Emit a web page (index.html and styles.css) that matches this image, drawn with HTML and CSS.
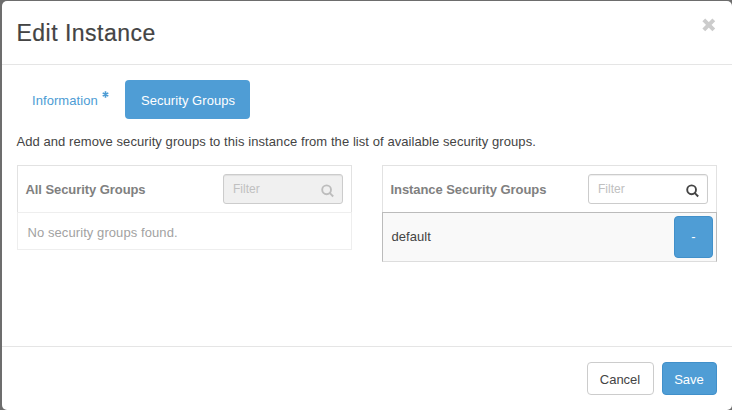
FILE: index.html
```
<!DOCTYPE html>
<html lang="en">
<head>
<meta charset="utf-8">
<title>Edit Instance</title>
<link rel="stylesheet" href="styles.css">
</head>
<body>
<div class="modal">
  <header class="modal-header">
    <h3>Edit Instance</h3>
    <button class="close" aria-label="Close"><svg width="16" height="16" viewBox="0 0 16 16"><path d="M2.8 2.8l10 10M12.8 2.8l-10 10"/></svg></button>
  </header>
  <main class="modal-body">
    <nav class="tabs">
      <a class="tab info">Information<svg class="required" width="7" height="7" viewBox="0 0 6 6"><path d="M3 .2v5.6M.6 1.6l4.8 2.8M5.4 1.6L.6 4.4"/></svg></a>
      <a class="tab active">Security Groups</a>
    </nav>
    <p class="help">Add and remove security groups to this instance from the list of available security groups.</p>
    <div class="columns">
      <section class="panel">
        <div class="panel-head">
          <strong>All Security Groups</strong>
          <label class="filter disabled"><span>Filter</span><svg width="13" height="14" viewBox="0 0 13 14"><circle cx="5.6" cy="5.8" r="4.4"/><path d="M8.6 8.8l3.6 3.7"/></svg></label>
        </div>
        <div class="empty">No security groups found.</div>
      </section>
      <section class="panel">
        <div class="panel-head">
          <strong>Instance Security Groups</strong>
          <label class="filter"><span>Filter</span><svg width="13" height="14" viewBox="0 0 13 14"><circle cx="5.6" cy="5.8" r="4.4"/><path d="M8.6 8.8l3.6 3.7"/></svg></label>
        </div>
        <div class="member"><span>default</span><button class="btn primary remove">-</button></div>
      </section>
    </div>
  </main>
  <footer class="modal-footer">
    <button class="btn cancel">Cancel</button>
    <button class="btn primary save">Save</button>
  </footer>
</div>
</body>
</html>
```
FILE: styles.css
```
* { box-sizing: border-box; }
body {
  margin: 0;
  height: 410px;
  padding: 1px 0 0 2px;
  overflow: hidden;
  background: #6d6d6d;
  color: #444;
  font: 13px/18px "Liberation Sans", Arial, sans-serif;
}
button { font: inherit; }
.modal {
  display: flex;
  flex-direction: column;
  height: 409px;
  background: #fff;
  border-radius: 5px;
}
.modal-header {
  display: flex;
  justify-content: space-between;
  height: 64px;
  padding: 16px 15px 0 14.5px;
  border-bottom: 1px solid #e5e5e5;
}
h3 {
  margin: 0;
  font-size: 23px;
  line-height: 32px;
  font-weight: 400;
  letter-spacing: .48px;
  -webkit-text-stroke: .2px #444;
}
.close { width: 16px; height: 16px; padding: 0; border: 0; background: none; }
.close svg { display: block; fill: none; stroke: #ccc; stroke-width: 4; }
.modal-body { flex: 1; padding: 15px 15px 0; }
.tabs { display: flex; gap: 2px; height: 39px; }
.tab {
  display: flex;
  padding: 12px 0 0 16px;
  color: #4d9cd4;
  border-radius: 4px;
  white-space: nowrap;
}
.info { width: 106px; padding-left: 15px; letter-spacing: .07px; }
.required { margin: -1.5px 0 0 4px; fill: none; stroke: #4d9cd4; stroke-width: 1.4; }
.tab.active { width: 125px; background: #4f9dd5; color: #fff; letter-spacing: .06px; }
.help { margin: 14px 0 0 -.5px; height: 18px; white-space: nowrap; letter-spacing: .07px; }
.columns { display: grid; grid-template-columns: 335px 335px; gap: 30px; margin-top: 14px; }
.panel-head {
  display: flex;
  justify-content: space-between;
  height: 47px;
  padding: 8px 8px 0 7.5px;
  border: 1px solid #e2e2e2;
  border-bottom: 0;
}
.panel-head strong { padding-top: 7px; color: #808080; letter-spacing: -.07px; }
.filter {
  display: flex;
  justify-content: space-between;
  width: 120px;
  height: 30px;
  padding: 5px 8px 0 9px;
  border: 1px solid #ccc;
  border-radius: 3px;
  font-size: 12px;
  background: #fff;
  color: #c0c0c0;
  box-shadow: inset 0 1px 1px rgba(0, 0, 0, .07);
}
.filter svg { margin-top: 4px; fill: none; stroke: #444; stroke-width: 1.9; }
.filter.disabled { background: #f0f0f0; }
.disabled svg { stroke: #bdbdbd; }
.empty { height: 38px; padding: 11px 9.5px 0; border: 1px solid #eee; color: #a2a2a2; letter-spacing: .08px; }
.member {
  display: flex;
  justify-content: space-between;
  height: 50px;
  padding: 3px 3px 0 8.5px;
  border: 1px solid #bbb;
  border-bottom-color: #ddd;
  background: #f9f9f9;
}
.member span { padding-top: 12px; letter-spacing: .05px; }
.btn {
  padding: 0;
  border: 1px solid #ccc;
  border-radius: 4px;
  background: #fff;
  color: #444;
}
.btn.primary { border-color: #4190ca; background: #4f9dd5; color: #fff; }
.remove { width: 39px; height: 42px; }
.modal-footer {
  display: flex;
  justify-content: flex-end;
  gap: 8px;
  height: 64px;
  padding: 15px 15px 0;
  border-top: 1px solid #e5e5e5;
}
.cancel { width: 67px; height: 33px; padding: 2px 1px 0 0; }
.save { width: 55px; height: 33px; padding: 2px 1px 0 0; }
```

# INSTRUCTIONS FOR THE TASK
Without the pictures, retype the whole of the material above exactly.

# WRITTEN REPLY
Emit a web page (index.html and styles.css) that matches this image, drawn with HTML and CSS.
FILE: index.html
```
<!DOCTYPE html>
<html lang="en">
<head>
<meta charset="utf-8">
<title>Edit Instance</title>
<link rel="stylesheet" href="styles.css">
</head>
<body>
<div class="modal">
  <header class="modal-header">
    <h3>Edit Instance</h3>
    <button class="close" aria-label="Close"><svg width="16" height="16" viewBox="0 0 16 16"><path d="M2.8 2.8l10 10M12.8 2.8l-10 10"/></svg></button>
  </header>
  <main class="modal-body">
    <nav class="tabs">
      <a class="tab info">Information<svg class="required" width="7" height="7" viewBox="0 0 6 6"><path d="M3 .2v5.6M.6 1.6l4.8 2.8M5.4 1.6L.6 4.4"/></svg></a>
      <a class="tab active">Security Groups</a>
    </nav>
    <p class="help">Add and remove security groups to this instance from the list of available security groups.</p>
    <div class="columns">
      <section class="panel">
        <div class="panel-head">
          <strong>All Security Groups</strong>
          <label class="filter disabled"><span>Filter</span><svg width="13" height="14" viewBox="0 0 13 14"><circle cx="5.6" cy="5.8" r="4.4"/><path d="M8.6 8.8l3.6 3.7"/></svg></label>
        </div>
        <div class="empty">No security groups found.</div>
      </section>
      <section class="panel">
        <div class="panel-head">
          <strong>Instance Security Groups</strong>
          <label class="filter"><span>Filter</span><svg width="13" height="14" viewBox="0 0 13 14"><circle cx="5.6" cy="5.8" r="4.4"/><path d="M8.6 8.8l3.6 3.7"/></svg></label>
        </div>
        <div class="member"><span>default</span><button class="btn primary remove">-</button></div>
      </section>
    </div>
  </main>
  <footer class="modal-footer">
    <button class="btn cancel">Cancel</button>
    <button class="btn primary save">Save</button>
  </footer>
</div>
</body>
</html>
```
FILE: styles.css
```
* { box-sizing: border-box; }
body {
  margin: 0;
  height: 410px;
  padding: 1px 0 0 2px;
  overflow: hidden;
  background: #6d6d6d;
  color: #444;
  font: 13px/18px "Liberation Sans", Arial, sans-serif;
}
button { font: inherit; }
.modal {
  display: flex;
  flex-direction: column;
  height: 409px;
  background: #fff;
  border-radius: 5px;
}
.modal-header {
  display: flex;
  justify-content: space-between;
  height: 64px;
  padding: 16px 15px 0 14.5px;
  border-bottom: 1px solid #e5e5e5;
}
h3 {
  margin: 0;
  font-size: 23px;
  line-height: 32px;
  font-weight: 400;
  letter-spacing: .48px;
  -webkit-text-stroke: .2px #444;
}
.close { width: 16px; height: 16px; padding: 0; border: 0; background: none; }
.close svg { display: block; fill: none; stroke: #ccc; stroke-width: 4; }
.modal-body { flex: 1; padding: 15px 15px 0; }
.tabs { display: flex; gap: 2px; height: 39px; }
.tab {
  display: flex;
  padding: 12px 0 0 16px;
  color: #4d9cd4;
  border-radius: 4px;
  white-space: nowrap;
}
.info { width: 106px; padding-left: 15px; letter-spacing: .07px; }
.required { margin: -1.5px 0 0 4px; fill: none; stroke: #4d9cd4; stroke-width: 1.4; }
.tab.active { width: 125px; background: #4f9dd5; color: #fff; letter-spacing: .06px; }
.help { margin: 14px 0 0 -.5px; height: 18px; white-space: nowrap; letter-spacing: .07px; }
.columns { display: grid; grid-template-columns: 335px 335px; gap: 30px; margin-top: 14px; }
.panel-head {
  display: flex;
  justify-content: space-between;
  height: 47px;
  padding: 8px 8px 0 7.5px;
  border: 1px solid #e2e2e2;
  border-bottom: 0;
}
.panel-head strong { padding-top: 7px; color: #808080; letter-spacing: -.07px; }
.filter {
  display: flex;
  justify-content: space-between;
  width: 120px;
  height: 30px;
  padding: 5px 8px 0 9px;
  border: 1px solid #ccc;
  border-radius: 3px;
  font-size: 12px;
  background: #fff;
  color: #c0c0c0;
  box-shadow: inset 0 1px 1px rgba(0, 0, 0, .07);
}
.filter svg { margin-top: 4px; fill: none; stroke: #444; stroke-width: 1.9; }
.filter.disabled { background: #f0f0f0; }
.disabled svg { stroke: #bdbdbd; }
.empty { height: 38px; padding: 11px 9.5px 0; border: 1px solid #eee; color: #a2a2a2; letter-spacing: .08px; }
.member {
  display: flex;
  justify-content: space-between;
  height: 50px;
  padding: 3px 3px 0 8.5px;
  border: 1px solid #bbb;
  border-bottom-color: #ddd;
  background: #f9f9f9;
}
.member span { padding-top: 12px; letter-spacing: .05px; }
.btn {
  padding: 0;
  border: 1px solid #ccc;
  border-radius: 4px;
  background: #fff;
  color: #444;
}
.btn.primary { border-color: #4190ca; background: #4f9dd5; color: #fff; }
.remove { width: 39px; height: 42px; }
.modal-footer {
  display: flex;
  justify-content: flex-end;
  gap: 8px;
  height: 64px;
  padding: 15px 15px 0;
  border-top: 1px solid #e5e5e5;
}
.cancel { width: 67px; height: 33px; padding: 2px 1px 0 0; }
.save { width: 55px; height: 33px; padding: 2px 1px 0 0; }
```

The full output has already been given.